Sentiment analysis over IMDB-movie reviews and Twitter data using Logistic regression and Naive Bayes' classifiers from Python’s machine learning package: scikit-learn.
- Perform sentiment analysis over IMDB movie review data and Twitter data using supervised learning techniques, Logistic regression and Naive Bayes Classifiers.
- The data set contained 50,000 movie reviews from IMDB and around 900 K tweets.
- The raw data were filtered using NLP techniques and converted in to features and then converted into feature vectors.
- Later on, the words list were labelled using Doc2Vec technique.
- The model was trained and tested using Bayes Naive Classifiers and Logistic regression.
- The accuracy of the model was 84%.
- gensim
- scipy
- Naive Bayes Classifier
- Logistic Regression
python sentiment.py
- Loads the train and test set into four different lists(Train/Test positive/negative).
- Determine a list of words that will be used as features.
- This list should have the following properties:
- (1) Contains no stop words
- (2) Is in at least 1% of the positive texts or 1% of the negative texts
- (3) Is in at least twice as many postive texts as negative texts, or vice-versa.

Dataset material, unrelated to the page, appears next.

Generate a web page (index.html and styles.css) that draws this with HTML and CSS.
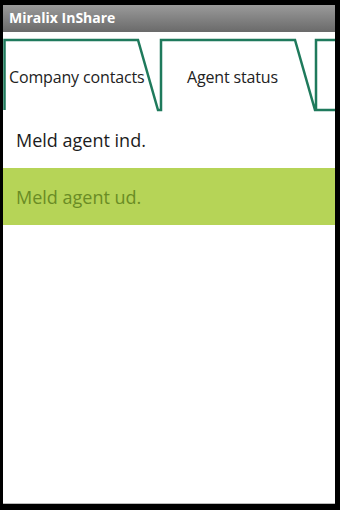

- Turn the datasets from lists of words to lists of LabeledSentence objects.
- Use the docvecs function to extract the feature vectors for the training and test data.
- Use sklearn's BernoulliNB and LogisticRegression functions to fit two models to the training data.
- For BernoulliNB, use alpha=1.0 and binarize=None
- For LogisticRegression, pass no parameters
- Use the predict function and calculate the true/false positives and true/false negative.